The boring reason my blog traffic has grown

by Rachel Held Evans Read Distraction Free

Timothy Dalrymple wrote an excellent post about blogging and controversy this week that I mostly agree with...except this part: 

"Rachel Held Evans is an excellent blogger, yet the posts that have made her reputation (and have expanded her following) have mostly been responses to sexism controversies."

I appreciate the shout-out, but the fact of the matter is, I didn’t increase my blog traffic by writing about sexism controversies. I increased by blog traffic by posting every day.

 It all started back in February of 2011 when, after three years of blogging, I decided I wanted to really focus on growing the blog. I began by taking notes on what some of my favorite successful bloggers were doing.
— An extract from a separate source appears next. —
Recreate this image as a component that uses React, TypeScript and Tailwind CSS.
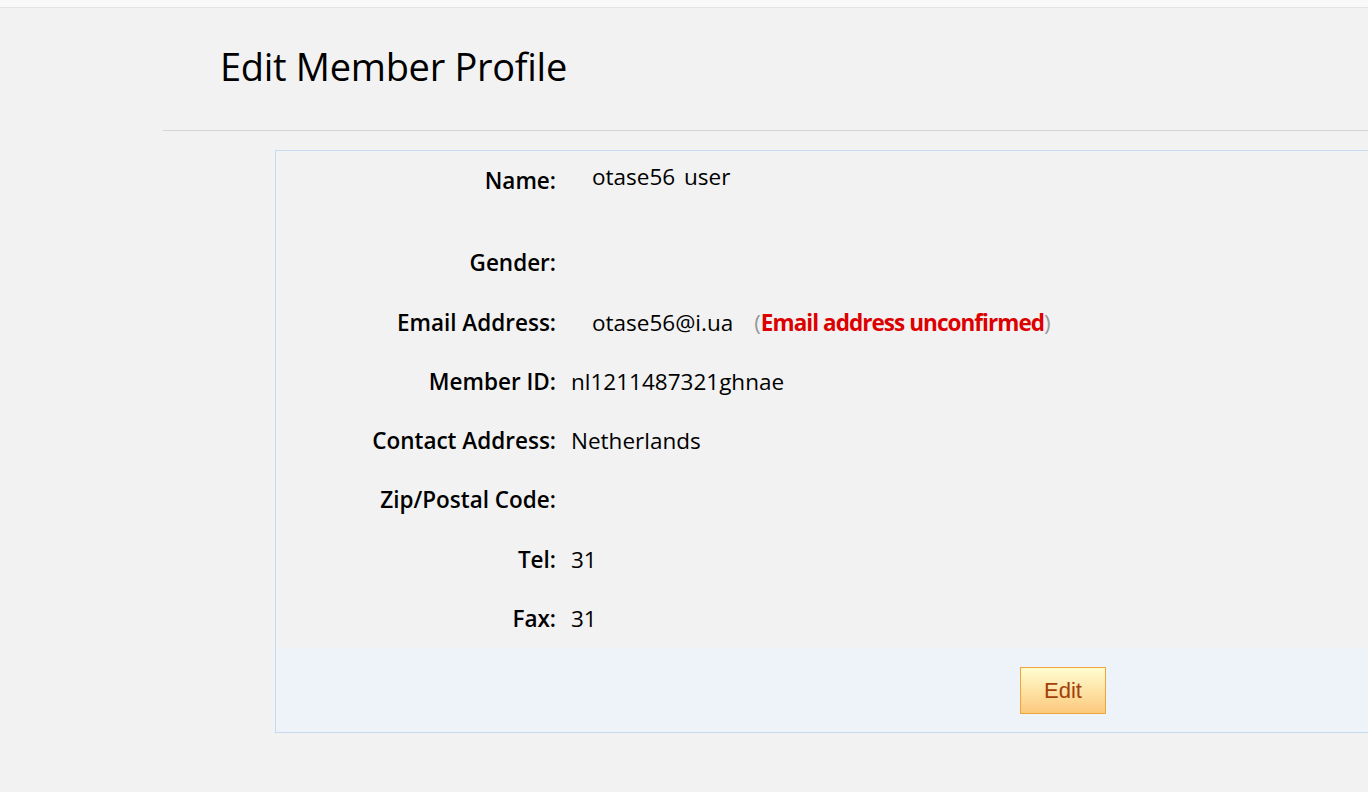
import React from "react";

type Row = { label: string; value?: React.ReactNode; indent?: boolean; h: string; lift?: boolean };

const rows: Row[] = [
  {
    label: "Name:",
    value: (
      <>
        otase56 <span className="ml-[3px]">user</span>
      </>
    ),
    indent: true,
    h: "h-[82px]",
    lift: true,
  },
  { label: "Gender:", h: "h-[60px]" },
  {
    label: "Email Address:",
    indent: true,
    h: "h-[59px]",
    value: (
      <>
        otase56@i.ua
        <span className="ml-[21px] text-[#9a9a9a]">(</span>
        <span className="font-bold tracking-[-0.95px] text-[#dd0000]">Email address unconfirmed</span>
        <span className="text-[#9a9a9a]">)</span>
      </>
    ),
  },
  { label: "Member ID:", value: "nl1211487321ghnae", h: "h-[59px]" },
  { label: "Contact Address:", value: "Netherlands", h: "h-[59px]" },
  { label: "Zip/Postal Code:", h: "h-[60px]" },
  { label: "Tel:", value: "31", h: "h-[59px]" },
  { label: "Fax:", value: "31", h: "h-[28px]" },
];

export default function App() {
  return (
    <div
      className="min-h-[792px] w-full overflow-hidden bg-[#f2f2f2] text-black"
      style={{ fontFamily: '"Open Sans", "Noto Sans", sans-serif' }}
    >
      <div className="h-[8px] border-b border-[#e3e3e3] bg-[#f9f9fa]" />
      <div className="ml-[163px]">
        <div className="flex h-[123px] items-center border-b border-[#d4d4d4] pl-[57px] pb-[6px]">
          <h1 className="text-[38px] font-normal leading-none tracking-[-0.3px]">Edit Member Profile</h1>
        </div>
        <div className="ml-[112px] mt-[19px] w-[1576px] border border-[#c6dbf1]">
          <div className="pt-[16px] pb-[15px]">
            {rows.map((r) => (
              <div key={r.label} className={`flex text-[22.5px] leading-[28px] ${r.h}`}>
                <div className="w-[280px] shrink-0 text-right font-semibold">{r.label}</div>
                <div
                  className={`${r.indent ? "pl-[36px]" : "pl-[15px]"} ${r.lift ? "-mt-[4px]" : ""} whitespace-nowrap`}
                >
                  {r.value}
                </div>
              </div>
            ))}
          </div>
          <div className="h-[84px] bg-[#eef3fa] pt-[19px]">
            <div className="flex justify-center">
              <button
                className="h-[47px] w-[86px] border border-[#f0a53a] bg-gradient-to-b from-[#fffdd0] to-[#fbc97c] text-[22px] text-[#a3400c]"
                style={{ fontFamily: '"Liberation Sans", Arial, sans-serif' }}
              >
                Edit
              </button>
            </div>
          </div>
        </div>
      </div>
    </div>
  );
}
I kept a notebook full of ideas, but two major things jumped out at me: 

1) Popular bloggers posted regularly –  every single day (or at least five days a week)

2) Popular bloggers served as RESOURCES for their readers, which meant that they didn’t always have to generate a post themselves, but regularly included interviews, links, guest posts, videos, news, etc. that would be of interest to their readers. 

And so, in February of 2011, I started doing these two things.  It only took a  month  for me to double my traffic, and it’s continued growing ever since. In fact,  these two principles inspired me to launch our interview series, our Bible series, and our Sunday Superlatives—all of which are reliable traffic boosters. (And, for the record, my most popular post of all time had nothing to do with sexism.) 

Sure, posts about John Piper and Mark Driscoll always get a lot of hits—I’m guessing that’s true for most bloggers—but to say writing controversial posts is all it takes to garner a following is simply not true.

 I’m not writing this because I feel defensive...(well, maybe I feel a little defensive)...but because I want to demystify this notion of “successful” blogging a bit. If you want to increase your blog traffic, 1) post regularly, and 2) know your readers well enough to serve as a reliable resource for them.  

Then your controversial posts will get the attention they deserve, not simply because they are controversial, but because you’ve put in the hard work it takes to earn the right to be heard.